In light of this information, an extensive police operation was initiated in order to ensure the apprehension of Chekatt. The French authorities issued advice to avoid the Neudorf region and escalated the Vigipirate national alert system to its highest level. Border controls were bolstered, and security was heightened at Christmas markets across France in order to mitigate the risk of copycat attacks.

At approximately 21:00 on 13 December, police officers sighted a man they identified as Chekatt on Rue du Lazaret, Neudorf. Official reports suggest that the suspect, on noticing the officers, attempted to gain entry to a building. Unable to do so, he produced a pistol and fired at the officers, who returned fire and killed the suspect. A WWI era revolver, ammunition and a knife were found on his body. The Paris prosecutor’s office formally identified the deceased as Chekatt and declared that he had died at the scene at 21.05. Following his death, a propaganda outlet for Islamic State (IS) declared that Chekatt had “conducted this operation in response to the call to target the citizens [of countries] of the international coalition” fighting IS in Iraq and Syria. The French interior minister dismissed this assertion as “opportunistic”.

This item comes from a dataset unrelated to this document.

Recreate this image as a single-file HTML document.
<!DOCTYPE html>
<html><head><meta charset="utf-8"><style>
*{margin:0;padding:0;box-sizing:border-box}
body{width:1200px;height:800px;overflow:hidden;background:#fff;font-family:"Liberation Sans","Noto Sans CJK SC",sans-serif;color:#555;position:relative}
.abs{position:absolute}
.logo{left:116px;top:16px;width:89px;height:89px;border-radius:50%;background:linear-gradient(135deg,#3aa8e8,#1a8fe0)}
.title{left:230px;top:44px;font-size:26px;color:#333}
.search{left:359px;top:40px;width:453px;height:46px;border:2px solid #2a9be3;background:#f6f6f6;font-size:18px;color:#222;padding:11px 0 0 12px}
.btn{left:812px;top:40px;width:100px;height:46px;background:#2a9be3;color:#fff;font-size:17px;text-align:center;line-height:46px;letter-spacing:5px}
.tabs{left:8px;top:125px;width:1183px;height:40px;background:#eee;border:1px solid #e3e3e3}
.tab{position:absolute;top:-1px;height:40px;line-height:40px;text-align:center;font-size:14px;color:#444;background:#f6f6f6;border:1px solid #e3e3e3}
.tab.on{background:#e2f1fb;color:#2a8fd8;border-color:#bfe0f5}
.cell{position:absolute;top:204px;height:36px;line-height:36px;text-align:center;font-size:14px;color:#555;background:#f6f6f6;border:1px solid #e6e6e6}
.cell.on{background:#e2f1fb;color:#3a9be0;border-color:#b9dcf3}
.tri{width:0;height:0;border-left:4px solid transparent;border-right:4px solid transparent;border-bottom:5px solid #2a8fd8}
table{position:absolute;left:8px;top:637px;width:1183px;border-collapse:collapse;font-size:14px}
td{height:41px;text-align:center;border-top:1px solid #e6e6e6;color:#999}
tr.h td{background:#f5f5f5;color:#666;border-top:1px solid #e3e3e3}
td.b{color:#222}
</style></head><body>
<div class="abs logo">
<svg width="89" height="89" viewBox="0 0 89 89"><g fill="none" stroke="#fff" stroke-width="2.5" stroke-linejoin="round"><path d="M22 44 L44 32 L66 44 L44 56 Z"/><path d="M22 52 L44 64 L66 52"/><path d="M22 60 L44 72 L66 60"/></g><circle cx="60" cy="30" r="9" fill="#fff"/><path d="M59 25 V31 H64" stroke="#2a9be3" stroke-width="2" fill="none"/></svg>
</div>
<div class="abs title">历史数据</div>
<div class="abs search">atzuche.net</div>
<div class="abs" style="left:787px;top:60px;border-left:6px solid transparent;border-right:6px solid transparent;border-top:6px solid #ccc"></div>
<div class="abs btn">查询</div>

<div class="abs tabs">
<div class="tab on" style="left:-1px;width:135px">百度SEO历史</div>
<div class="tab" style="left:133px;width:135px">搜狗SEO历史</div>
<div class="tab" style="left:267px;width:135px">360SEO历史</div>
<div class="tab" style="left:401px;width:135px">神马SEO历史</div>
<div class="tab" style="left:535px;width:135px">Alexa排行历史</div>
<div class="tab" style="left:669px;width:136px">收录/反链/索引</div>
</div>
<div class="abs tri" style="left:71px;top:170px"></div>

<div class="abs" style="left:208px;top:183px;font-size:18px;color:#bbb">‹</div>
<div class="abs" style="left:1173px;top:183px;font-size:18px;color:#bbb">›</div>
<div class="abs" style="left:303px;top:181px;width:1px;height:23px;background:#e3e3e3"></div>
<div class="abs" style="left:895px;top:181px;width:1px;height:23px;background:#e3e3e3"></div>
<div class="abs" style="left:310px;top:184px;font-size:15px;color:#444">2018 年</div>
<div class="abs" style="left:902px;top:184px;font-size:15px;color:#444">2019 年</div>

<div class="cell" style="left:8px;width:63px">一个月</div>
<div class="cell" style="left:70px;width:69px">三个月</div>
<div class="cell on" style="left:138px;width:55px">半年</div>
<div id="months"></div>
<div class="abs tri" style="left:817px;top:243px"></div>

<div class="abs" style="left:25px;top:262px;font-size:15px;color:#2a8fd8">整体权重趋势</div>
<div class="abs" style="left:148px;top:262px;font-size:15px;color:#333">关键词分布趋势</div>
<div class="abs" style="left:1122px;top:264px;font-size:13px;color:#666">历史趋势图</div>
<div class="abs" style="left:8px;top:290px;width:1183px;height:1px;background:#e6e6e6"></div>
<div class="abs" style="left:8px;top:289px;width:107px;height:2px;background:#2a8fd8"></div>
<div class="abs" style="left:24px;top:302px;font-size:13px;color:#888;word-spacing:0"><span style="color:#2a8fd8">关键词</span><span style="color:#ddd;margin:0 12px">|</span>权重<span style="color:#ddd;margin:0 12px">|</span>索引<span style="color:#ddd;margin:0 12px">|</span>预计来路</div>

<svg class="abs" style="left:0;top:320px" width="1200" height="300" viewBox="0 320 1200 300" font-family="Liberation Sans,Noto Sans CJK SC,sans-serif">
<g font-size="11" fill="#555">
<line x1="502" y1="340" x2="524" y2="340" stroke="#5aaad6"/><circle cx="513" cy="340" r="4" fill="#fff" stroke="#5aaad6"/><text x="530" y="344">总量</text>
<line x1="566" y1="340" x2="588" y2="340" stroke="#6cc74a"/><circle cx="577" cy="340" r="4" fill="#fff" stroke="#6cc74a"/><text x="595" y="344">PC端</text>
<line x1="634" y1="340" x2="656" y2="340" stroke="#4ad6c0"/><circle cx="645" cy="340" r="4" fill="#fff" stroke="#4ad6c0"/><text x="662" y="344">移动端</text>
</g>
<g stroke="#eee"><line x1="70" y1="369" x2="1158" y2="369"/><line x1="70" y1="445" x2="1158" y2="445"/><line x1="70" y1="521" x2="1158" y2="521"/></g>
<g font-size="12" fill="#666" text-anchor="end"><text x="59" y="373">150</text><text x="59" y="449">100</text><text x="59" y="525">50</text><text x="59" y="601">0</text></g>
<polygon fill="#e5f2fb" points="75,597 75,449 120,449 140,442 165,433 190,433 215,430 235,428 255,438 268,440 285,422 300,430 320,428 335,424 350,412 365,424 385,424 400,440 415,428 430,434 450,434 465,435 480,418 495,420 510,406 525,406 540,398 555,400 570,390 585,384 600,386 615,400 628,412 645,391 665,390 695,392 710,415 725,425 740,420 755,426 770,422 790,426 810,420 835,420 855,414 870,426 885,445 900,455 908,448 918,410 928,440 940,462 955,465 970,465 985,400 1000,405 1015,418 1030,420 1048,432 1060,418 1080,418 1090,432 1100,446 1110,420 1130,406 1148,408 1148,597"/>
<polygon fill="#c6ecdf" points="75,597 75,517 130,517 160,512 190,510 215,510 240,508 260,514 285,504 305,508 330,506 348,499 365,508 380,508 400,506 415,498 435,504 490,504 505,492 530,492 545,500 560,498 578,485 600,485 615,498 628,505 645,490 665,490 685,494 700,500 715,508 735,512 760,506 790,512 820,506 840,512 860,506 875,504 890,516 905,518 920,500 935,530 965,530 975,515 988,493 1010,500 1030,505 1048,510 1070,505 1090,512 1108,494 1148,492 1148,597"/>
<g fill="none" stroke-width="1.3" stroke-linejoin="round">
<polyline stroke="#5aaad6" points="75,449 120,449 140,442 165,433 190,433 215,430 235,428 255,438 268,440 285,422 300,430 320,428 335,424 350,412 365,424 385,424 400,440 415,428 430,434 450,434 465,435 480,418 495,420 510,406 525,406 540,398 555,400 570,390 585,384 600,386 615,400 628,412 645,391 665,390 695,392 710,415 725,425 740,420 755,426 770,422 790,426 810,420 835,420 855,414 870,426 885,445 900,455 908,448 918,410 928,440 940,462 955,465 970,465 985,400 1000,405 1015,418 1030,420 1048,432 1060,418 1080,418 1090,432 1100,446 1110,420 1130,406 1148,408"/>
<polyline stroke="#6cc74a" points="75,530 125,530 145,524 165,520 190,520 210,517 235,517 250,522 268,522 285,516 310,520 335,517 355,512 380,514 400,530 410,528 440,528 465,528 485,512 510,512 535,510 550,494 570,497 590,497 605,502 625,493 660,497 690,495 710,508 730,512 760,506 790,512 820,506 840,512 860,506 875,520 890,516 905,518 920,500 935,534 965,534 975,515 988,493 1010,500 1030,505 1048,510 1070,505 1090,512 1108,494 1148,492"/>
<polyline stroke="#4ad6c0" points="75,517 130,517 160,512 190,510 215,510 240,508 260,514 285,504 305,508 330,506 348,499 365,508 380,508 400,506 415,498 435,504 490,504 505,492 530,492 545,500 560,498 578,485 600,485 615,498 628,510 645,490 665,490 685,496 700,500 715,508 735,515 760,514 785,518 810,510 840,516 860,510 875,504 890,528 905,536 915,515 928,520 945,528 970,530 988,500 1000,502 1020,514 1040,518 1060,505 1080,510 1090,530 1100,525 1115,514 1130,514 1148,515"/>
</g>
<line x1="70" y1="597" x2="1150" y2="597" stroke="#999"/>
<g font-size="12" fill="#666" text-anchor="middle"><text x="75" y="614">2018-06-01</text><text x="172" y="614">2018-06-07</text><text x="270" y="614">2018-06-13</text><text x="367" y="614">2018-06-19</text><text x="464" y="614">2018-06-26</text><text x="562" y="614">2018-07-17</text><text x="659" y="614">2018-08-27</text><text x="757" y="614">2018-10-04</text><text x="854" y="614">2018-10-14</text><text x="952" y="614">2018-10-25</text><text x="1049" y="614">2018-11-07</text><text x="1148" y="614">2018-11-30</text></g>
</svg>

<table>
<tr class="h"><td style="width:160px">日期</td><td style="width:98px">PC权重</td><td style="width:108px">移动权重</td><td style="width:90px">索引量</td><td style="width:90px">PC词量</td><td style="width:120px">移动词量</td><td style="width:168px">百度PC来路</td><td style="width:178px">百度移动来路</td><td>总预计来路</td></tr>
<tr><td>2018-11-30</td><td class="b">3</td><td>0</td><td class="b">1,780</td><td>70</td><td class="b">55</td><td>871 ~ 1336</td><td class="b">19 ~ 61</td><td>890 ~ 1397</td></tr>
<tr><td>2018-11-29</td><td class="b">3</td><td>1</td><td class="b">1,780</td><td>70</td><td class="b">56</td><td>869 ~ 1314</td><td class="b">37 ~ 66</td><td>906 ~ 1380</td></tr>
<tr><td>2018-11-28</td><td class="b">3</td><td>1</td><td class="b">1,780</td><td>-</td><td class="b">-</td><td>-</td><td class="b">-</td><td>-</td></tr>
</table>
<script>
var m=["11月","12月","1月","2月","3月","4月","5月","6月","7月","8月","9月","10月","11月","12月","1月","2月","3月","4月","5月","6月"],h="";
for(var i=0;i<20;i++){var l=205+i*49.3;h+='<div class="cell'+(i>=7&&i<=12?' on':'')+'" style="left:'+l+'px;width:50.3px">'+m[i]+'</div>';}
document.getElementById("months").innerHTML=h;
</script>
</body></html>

Four members of Chekatt’s family were detained for questioning following the attack. Amongst them, his father and a brother, both of whom are also subject to surveillance as individuals of concern on the ‘fiche S’ list.

Analyst Comment

This is not the first time that the Strasbourg Christmas markets have been the intended target of extremist elements. In 2000, French, German and British authorities disrupted an Al-Qaeda linked plot to bomb the area during New Year’s Eve festivities. In 2016, seven suspected IS affiliates were arrested in Marseille and Strasbourg. As mass attendance events held in areas that are easily accessible to the public, Christmas markets are an attractive target for extremists; the potentially heightened impact on morale and community relations of high casualty attacks during the festive season serve to enhance this appeal.

We note that Chekatt was well known to authorities due to a significant criminal background and concerns regarding his radicalisation had been raised. Further, reports suggest he had familial links to extremist elements. Whilst such a crime-terror nexus clearly raises concerns, this attack is assessed to have been a ‘lone-wolf’ incident; perhaps catalysed by Chekatt’s realisation that the security services were actively seeking to arrest him for murder. The fact that Chekatt was under such close surveillance and still managed to carry out this attack again highlights the difficulty in detecting and preventing such lone-wolf actions.

Chekatt may have been inspired by IS. However, IS are often quick to claim attacks even if they are not responsible in order to increase their public profile, as well as demonstrating freedom of movement to create fear in the local populace. The additional publicity from claiming attacks serves to enhance the reputation of the group, and to inspire other individuals to conduct similar acts of terrorism.

Chekatt’s criminal background will have provided a level of access to firearms not available to those outside the crime-terror nexus, and the European security services have demonstrated success in controlling firearms and explosives since the spate of high-profile terror attacks across Europe between 2015-17. In response, recent IS propaganda has called for potential attackers to utilise whatever means they have at their disposal; the result of this can be seen in the use of knives and vehicles to conduct attacks in recent years. Whether guided or inspired by IS, there remains a credible threat of attacks across Europe. Lone wolf attacks utilising simple, widely available equipment (such as vehicles and knives) will predominate. That said, the potential for mass-casualty weapons to be deployed cannot be ruled out.